A suggestion for a, this time non-competetive split of nettime into three
seperate lists:

nettime.d: debate, news

nettime.e: essays, interviews

nettime.w: weird stuff

everybody is free to subscribe to one, two or all three lists. When you're
subscribed to more than one, you can easily see from the subject heading
to which list the message belongs and delete or open (for example: no,
this week I don't have time for lenghty essays, but I want to
follow/contribute to the discussion). All three lists would be moderated
basically in the same way as nettime is moderated at the moment, which i
think is ok as long as the modes of it can be traced if there are
objections to it (for example, if a lenghty contribution to the debate is
considered too little refering to the rest or off the way, but generally
good for the essay list, a short reference note can be made on the debate
list). 

It might seem a bit like the sections in a paper magazine or channels on
cable tv, but as it is not structured according to content (culture,
politics etc.) but communicational status (discussion,
lecturing/interviewing, experiment/babble), it simply is not. You can call
this hierarchy, but it's a hierarchy where you can chose what's at the top
(for example, subscribe only to the weird stuff list). 

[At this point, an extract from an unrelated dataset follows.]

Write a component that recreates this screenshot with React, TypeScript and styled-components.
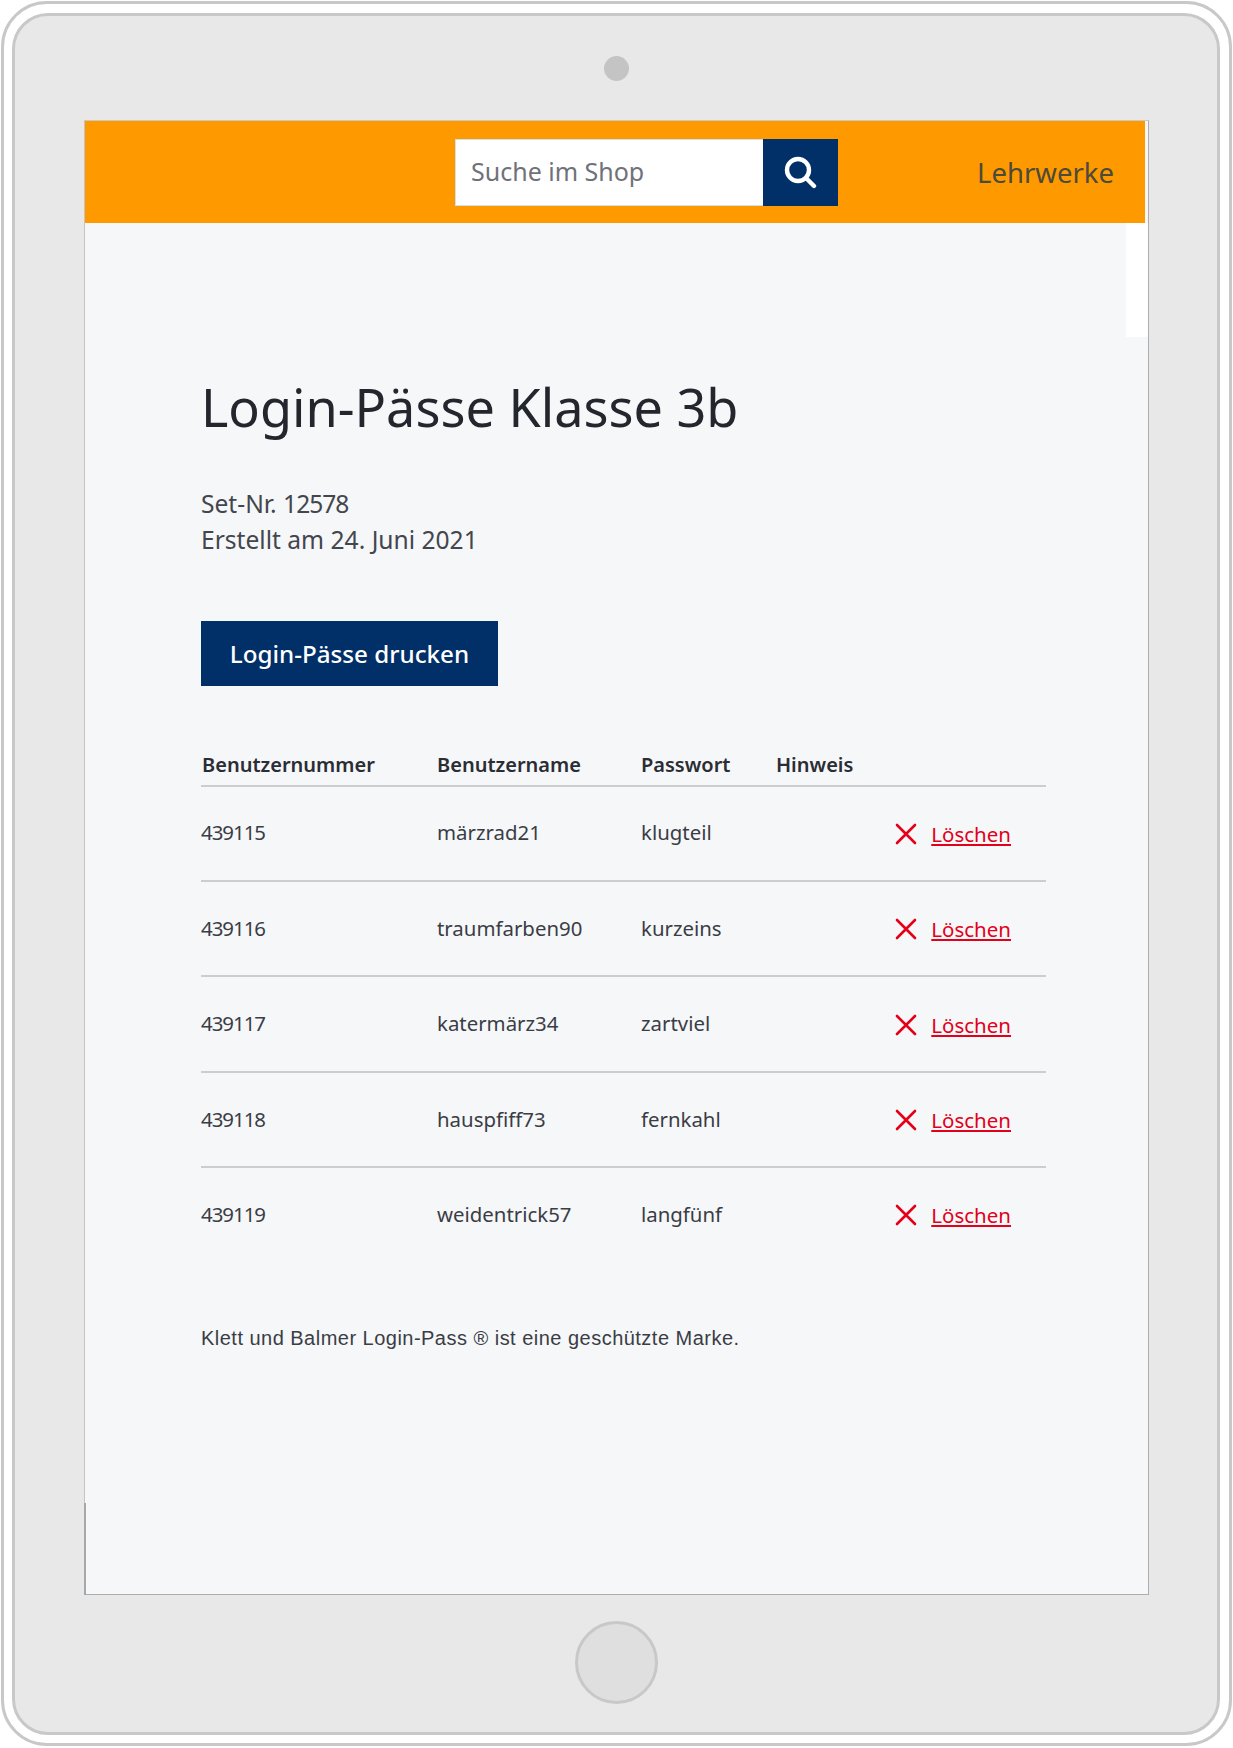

There's a risk in people not being confronted anymore with stuff they don't
expect, but then again, you should be able to chose if you want to be
confronted - and such a structuring leaves that open.

And there's a risk in moderators deciding what's (too) weird and what's
not: but that's what they do anyway, only this time you would be able to
trace the decisions if you want. 

I'm not an expert on the technical and moderation extra work this makes,
but maybe one can reduce the amount of work if nettime.free is kindly
offered to participate. :)

All this would mean to say goodbye to a mythical, glamourous idea of the
one big netculture-avantgarde-arena, the one in-the-know list of people
gathered around one pool. But maybe that is overdue anyway.